— Brief —
Look through the records below and collect all lines that hold the string "page".

— Interface markup and scripts —
+++

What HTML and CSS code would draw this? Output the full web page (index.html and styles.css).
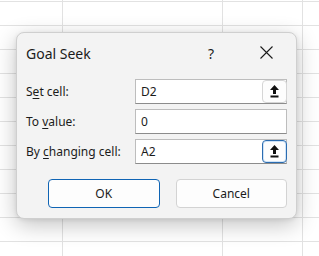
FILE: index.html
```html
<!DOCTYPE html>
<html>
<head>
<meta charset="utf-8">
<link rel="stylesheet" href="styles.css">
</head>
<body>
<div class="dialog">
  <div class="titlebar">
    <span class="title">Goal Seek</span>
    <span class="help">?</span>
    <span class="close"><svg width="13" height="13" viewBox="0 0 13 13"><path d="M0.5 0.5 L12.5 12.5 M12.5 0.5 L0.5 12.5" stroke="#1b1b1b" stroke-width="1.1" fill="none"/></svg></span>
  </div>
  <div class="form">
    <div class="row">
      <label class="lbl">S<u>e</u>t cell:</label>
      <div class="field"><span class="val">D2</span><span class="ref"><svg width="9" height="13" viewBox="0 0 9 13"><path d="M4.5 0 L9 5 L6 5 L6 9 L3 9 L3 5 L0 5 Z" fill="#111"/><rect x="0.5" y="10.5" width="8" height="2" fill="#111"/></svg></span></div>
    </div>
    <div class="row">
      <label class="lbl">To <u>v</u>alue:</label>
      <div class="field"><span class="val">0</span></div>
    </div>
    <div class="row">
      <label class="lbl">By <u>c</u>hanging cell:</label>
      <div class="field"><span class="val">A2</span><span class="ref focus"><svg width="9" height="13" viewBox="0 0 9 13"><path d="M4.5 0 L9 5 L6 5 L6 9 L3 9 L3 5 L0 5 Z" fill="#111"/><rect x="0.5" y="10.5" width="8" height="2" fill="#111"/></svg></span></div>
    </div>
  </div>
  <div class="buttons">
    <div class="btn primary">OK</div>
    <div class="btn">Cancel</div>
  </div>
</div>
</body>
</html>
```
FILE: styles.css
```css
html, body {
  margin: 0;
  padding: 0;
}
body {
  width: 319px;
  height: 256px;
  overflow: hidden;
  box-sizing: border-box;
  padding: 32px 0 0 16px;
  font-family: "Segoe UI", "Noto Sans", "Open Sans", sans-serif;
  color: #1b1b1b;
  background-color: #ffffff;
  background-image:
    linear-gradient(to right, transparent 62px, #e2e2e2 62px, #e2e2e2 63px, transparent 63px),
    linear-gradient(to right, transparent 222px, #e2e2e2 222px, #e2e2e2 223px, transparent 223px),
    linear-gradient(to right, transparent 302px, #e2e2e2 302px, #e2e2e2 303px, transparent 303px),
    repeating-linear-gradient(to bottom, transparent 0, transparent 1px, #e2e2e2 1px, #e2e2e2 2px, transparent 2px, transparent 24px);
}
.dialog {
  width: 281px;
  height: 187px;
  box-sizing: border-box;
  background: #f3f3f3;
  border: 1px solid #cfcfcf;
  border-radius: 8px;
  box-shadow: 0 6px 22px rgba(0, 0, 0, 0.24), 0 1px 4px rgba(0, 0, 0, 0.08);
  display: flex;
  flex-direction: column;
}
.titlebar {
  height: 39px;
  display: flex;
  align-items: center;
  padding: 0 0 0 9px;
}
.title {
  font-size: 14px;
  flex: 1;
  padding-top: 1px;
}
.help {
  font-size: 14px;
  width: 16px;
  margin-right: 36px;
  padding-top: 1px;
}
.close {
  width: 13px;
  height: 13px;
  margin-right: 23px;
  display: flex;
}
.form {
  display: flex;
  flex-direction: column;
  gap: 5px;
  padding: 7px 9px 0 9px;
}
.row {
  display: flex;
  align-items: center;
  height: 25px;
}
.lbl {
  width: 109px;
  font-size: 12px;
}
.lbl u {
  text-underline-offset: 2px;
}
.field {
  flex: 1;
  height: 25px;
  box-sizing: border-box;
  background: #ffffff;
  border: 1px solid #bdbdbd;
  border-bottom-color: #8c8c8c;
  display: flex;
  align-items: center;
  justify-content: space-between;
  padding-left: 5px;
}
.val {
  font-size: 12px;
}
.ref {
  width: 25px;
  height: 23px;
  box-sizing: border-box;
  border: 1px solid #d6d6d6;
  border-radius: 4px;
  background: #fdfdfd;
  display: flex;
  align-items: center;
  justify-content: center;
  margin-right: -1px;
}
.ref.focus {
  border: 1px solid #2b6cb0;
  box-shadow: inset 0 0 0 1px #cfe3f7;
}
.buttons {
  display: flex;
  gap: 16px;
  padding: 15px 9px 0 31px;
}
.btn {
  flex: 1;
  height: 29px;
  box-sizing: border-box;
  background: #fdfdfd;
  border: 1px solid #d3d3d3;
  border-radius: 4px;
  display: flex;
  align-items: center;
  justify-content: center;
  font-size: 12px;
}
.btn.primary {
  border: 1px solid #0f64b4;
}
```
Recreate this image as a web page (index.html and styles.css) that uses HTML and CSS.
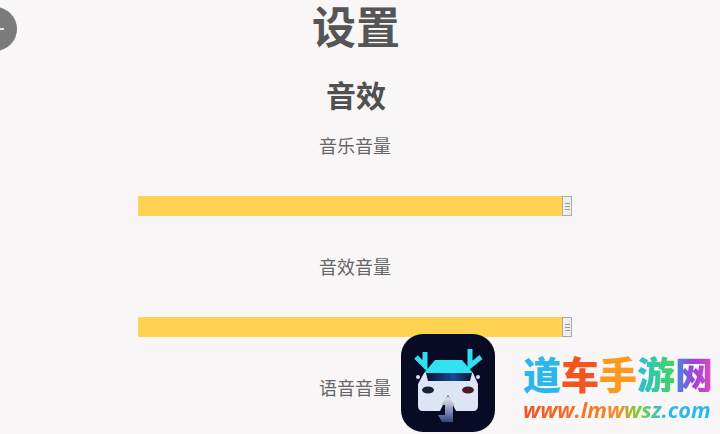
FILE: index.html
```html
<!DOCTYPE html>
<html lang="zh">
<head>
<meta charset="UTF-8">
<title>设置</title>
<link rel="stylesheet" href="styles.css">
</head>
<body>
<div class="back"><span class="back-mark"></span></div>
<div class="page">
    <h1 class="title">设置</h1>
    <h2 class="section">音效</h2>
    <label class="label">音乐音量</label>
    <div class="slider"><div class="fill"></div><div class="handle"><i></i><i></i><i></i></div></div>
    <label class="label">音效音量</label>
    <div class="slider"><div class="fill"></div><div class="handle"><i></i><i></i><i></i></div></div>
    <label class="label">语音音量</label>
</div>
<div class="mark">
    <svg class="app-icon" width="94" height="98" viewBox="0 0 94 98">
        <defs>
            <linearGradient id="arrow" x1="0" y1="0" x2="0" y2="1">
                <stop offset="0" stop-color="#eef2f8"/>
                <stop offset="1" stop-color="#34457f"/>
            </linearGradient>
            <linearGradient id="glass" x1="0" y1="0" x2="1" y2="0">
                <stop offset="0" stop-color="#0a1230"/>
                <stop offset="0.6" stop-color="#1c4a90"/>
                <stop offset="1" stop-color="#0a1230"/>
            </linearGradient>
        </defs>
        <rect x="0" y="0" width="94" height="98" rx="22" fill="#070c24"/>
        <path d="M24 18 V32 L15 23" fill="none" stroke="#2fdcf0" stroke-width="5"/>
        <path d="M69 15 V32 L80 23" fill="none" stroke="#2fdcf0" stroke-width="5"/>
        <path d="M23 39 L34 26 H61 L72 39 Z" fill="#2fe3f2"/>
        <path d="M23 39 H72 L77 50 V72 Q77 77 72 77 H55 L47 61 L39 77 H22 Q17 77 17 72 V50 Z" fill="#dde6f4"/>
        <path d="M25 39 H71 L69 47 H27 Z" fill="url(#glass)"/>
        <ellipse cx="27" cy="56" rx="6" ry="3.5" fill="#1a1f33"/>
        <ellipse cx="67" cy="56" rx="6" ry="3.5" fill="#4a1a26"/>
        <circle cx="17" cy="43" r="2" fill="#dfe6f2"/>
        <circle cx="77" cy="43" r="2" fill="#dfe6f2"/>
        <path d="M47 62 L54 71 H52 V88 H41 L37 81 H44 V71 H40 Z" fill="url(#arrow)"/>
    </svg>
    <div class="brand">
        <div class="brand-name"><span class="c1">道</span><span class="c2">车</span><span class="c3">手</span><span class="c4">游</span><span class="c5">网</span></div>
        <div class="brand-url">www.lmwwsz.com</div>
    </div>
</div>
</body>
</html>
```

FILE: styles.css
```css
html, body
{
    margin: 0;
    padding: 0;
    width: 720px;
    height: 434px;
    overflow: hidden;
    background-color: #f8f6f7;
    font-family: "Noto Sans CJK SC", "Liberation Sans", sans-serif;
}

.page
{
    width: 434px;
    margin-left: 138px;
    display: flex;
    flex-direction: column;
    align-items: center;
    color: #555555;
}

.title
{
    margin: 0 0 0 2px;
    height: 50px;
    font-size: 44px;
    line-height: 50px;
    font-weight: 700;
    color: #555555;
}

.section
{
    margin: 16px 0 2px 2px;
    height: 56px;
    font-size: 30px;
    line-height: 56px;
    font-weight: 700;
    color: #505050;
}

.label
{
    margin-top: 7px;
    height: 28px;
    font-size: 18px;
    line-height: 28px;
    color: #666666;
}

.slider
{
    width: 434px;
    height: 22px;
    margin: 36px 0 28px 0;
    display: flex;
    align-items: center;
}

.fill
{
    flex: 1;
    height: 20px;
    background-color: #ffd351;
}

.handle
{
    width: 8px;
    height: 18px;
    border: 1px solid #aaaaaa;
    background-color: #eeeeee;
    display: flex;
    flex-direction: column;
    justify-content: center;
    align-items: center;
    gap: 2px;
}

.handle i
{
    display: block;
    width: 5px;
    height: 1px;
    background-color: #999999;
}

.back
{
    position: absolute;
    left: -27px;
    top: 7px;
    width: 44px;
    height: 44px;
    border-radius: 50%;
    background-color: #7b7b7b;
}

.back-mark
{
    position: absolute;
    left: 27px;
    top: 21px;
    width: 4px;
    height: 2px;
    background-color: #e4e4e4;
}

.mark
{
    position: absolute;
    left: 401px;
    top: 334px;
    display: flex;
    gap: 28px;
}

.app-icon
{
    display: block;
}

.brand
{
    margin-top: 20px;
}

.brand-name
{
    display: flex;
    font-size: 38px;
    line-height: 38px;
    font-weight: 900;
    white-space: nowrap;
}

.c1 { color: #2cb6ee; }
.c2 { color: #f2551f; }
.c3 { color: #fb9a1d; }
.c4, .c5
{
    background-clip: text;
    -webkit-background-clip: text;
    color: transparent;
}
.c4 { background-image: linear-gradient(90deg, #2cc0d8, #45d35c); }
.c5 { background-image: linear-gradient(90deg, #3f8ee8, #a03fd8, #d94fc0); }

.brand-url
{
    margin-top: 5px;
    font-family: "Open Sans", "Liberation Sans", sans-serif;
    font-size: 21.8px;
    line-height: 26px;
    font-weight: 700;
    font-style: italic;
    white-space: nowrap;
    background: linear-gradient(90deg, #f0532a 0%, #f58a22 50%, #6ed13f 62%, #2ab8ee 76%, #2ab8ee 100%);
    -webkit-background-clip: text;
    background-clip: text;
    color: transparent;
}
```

+++

— The response —
What HTML and CSS code would draw this? Output the full web page (index.html and styles.css).
Recreate this image as a web page (index.html and styles.css) that uses HTML and CSS.
<div class="page">
.page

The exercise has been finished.